# [Directions]
Omit every picture and return the rest of the data unaltered.

# [Provided material]
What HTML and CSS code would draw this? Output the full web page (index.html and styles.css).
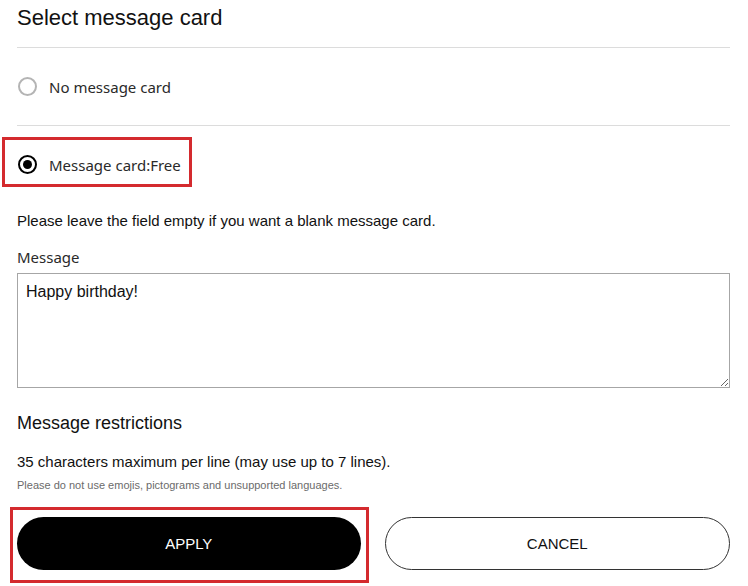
FILE: index.html
```html
<!DOCTYPE html>
<html lang="en">
<head>
<meta charset="utf-8">
<title>Select message card</title>
<link rel="stylesheet" href="styles.css">
</head>
<body>
<div class="panel">
  <h1 class="title">Select message card</h1>
  <div class="divider"></div>
  <div class="option">
    <label class="radio-row">
      <span class="radio"></span>
      <span class="radio-label">No message card</span>
    </label>
  </div>
  <div class="divider"></div>
  <div class="option">
    <label class="radio-row highlight highlight-radio">
      <span class="radio checked"></span>
      <span class="radio-label">Message card:Free</span>
    </label>
  </div>
  <p class="hint">Please leave the field empty if you want a blank message card.</p>
  <div class="field-label">Message</div>
  <textarea class="message">Happy birthday!</textarea>
  <h2 class="subtitle">Message restrictions</h2>
  <p class="rule">35 characters maximum per line (may use up to 7 lines).</p>
  <p class="note">Please do not use emojis, pictograms and unsupported languages.</p>
  <div class="actions">
    <button class="btn btn-primary highlight highlight-btn">APPLY</button>
    <button class="btn btn-secondary">CANCEL</button>
  </div>
</div>
</body>
</html>
```

FILE: styles.css
```css
html, body {
  margin: 0;
  padding: 0;
  background: #fff;
}
body {
  font-family: "Liberation Sans", Arial, sans-serif;
  color: #111;
  min-height: 586px;
}
.panel {
  width: 713px;
  padding-left: 17px;
  padding-bottom: 16px;
}
.title {
  margin: 0;
  padding-top: 5px;
  font-size: 22px;
  line-height: 26px;
  font-weight: normal;
  color: #111;
}
.divider {
  margin-top: 16px;
  height: 1px;
  background: #dcdcdc;
}
.option + .divider {
  margin-top: 0;
}
.option {
  height: 77px;
  display: flex;
  align-items: center;
}
.option:last-of-type {
  height: 78px;
}
.radio-row {
  display: inline-flex;
  align-items: center;
  gap: 12px;
  height: 20px;
  padding-left: 1px;
}
.radio {
  box-sizing: border-box;
  width: 19px;
  height: 19px;
  border-radius: 50%;
  border: 2px solid #b4b4b4;
  display: flex;
  align-items: center;
  justify-content: center;
}
.radio.checked {
  border-color: #000;
}
.radio.checked::after {
  content: "";
  width: 9px;
  height: 9px;
  border-radius: 50%;
  background: #000;
}
.radio-label {
  font-family: "Noto Sans", "Open Sans", sans-serif;
  font-size: 15px;
  color: #2a2a2a;
}
.highlight {
  position: relative;
}
.highlight::before {
  content: "";
  position: absolute;
  border: 3px solid #d42a2e;
  pointer-events: none;
}
.highlight-radio::before {
  top: -18px;
  bottom: -12px;
  left: -15px;
  right: -11px;
}
.highlight-btn::before {
  top: -10px;
  bottom: -13px;
  left: -7px;
  right: -8px;
}
.hint {
  margin: 9px 0 0;
  font-size: 15px;
  line-height: 17px;
  color: #111;
}
.field-label {
  margin-top: 18px;
  font-family: "Noto Sans", "Open Sans", sans-serif;
  font-size: 15px;
  line-height: 21px;
  color: #2a2a2a;
}
.message {
  display: block;
  box-sizing: border-box;
  margin-top: 5px;
  width: 713px;
  height: 115px;
  padding: 8px;
  border: 1px solid #a6a6a6;
  font-family: "Liberation Sans", Arial, sans-serif;
  font-size: 16px;
  line-height: 20px;
  color: #111;
  resize: both;
  outline: none;
}
.subtitle {
  margin: 24px 0 0;
  font-size: 18px;
  line-height: 22px;
  font-weight: normal;
  color: #111;
}
.rule {
  margin: 19px 0 0;
  font-size: 15px;
  line-height: 17px;
  color: #111;
}
.note {
  margin: 9px 0 0;
  font-size: 11px;
  line-height: 13px;
  color: #6b6b6b;
}
.actions {
  margin-top: 25px;
  display: flex;
  gap: 24px;
}
.btn {
  flex: 1;
  height: 53px;
  border-radius: 27px;
  font-family: "Liberation Sans", Arial, sans-serif;
  font-size: 15px;
  cursor: pointer;
}
.btn-primary {
  background: #000;
  color: #fff;
  border: none;
}
.btn-secondary {
  background: #fff;
  color: #111;
  border: 1px solid #333;
}
```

# [Output for this exercise]
What HTML and CSS code would draw this? Output the full web page (index.html and styles.css).
FILE: index.html
```html
<!DOCTYPE html>
<html lang="en">
<head>
<meta charset="utf-8">
<title>Select message card</title>
<link rel="stylesheet" href="styles.css">
</head>
<body>
<div class="panel">
  <h1 class="title">Select message card</h1>
  <div class="divider"></div>
  <div class="option">
    <label class="radio-row">
      <span class="radio"></span>
      <span class="radio-label">No message card</span>
    </label>
  </div>
  <div class="divider"></div>
  <div class="option">
    <label class="radio-row highlight highlight-radio">
      <span class="radio checked"></span>
      <span class="radio-label">Message card:Free</span>
    </label>
  </div>
  <p class="hint">Please leave the field empty if you want a blank message card.</p>
  <div class="field-label">Message</div>
  <textarea class="message">Happy birthday!</textarea>
  <h2 class="subtitle">Message restrictions</h2>
  <p class="rule">35 characters maximum per line (may use up to 7 lines).</p>
  <p class="note">Please do not use emojis, pictograms and unsupported languages.</p>
  <div class="actions">
    <button class="btn btn-primary highlight highlight-btn">APPLY</button>
    <button class="btn btn-secondary">CANCEL</button>
  </div>
</div>
</body>
</html>
```

FILE: styles.css
```css
html, body {
  margin: 0;
  padding: 0;
  background: #fff;
}
body {
  font-family: "Liberation Sans", Arial, sans-serif;
  color: #111;
  min-height: 586px;
}
.panel {
  width: 713px;
  padding-left: 17px;
  padding-bottom: 16px;
}
.title {
  margin: 0;
  padding-top: 5px;
  font-size: 22px;
  line-height: 26px;
  font-weight: normal;
  color: #111;
}
.divider {
  margin-top: 16px;
  height: 1px;
  background: #dcdcdc;
}
.option + .divider {
  margin-top: 0;
}
.option {
  height: 77px;
  display: flex;
  align-items: center;
}
.option:last-of-type {
  height: 78px;
}
.radio-row {
  display: inline-flex;
  align-items: center;
  gap: 12px;
  height: 20px;
  padding-left: 1px;
}
.radio {
  box-sizing: border-box;
  width: 19px;
  height: 19px;
  border-radius: 50%;
  border: 2px solid #b4b4b4;
  display: flex;
  align-items: center;
  justify-content: center;
}
.radio.checked {
  border-color: #000;
}
.radio.checked::after {
  content: "";
  width: 9px;
  height: 9px;
  border-radius: 50%;
  background: #000;
}
.radio-label {
  font-family: "Noto Sans", "Open Sans", sans-serif;
  font-size: 15px;
  color: #2a2a2a;
}
.highlight {
  position: relative;
}
.highlight::before {
  content: "";
  position: absolute;
  border: 3px solid #d42a2e;
  pointer-events: none;
}
.highlight-radio::before {
  top: -18px;
  bottom: -12px;
  left: -15px;
  right: -11px;
}
.highlight-btn::before {
  top: -10px;
  bottom: -13px;
  left: -7px;
  right: -8px;
}
.hint {
  margin: 9px 0 0;
  font-size: 15px;
  line-height: 17px;
  color: #111;
}
.field-label {
  margin-top: 18px;
  font-family: "Noto Sans", "Open Sans", sans-serif;
  font-size: 15px;
  line-height: 21px;
  color: #2a2a2a;
}
.message {
  display: block;
  box-sizing: border-box;
  margin-top: 5px;
  width: 713px;
  height: 115px;
  padding: 8px;
  border: 1px solid #a6a6a6;
  font-family: "Liberation Sans", Arial, sans-serif;
  font-size: 16px;
  line-height: 20px;
  color: #111;
  resize: both;
  outline: none;
}
.subtitle {
  margin: 24px 0 0;
  font-size: 18px;
  line-height: 22px;
  font-weight: normal;
  color: #111;
}
.rule {
  margin: 19px 0 0;
  font-size: 15px;
  line-height: 17px;
  color: #111;
}
.note {
  margin: 9px 0 0;
  font-size: 11px;
  line-height: 13px;
  color: #6b6b6b;
}
.actions {
  margin-top: 25px;
  display: flex;
  gap: 24px;
}
.btn {
  flex: 1;
  height: 53px;
  border-radius: 27px;
  font-family: "Liberation Sans", Arial, sans-serif;
  font-size: 15px;
  cursor: pointer;
}
.btn-primary {
  background: #000;
  color: #fff;
  border: none;
}
.btn-secondary {
  background: #fff;
  color: #111;
  border: 1px solid #333;
}
```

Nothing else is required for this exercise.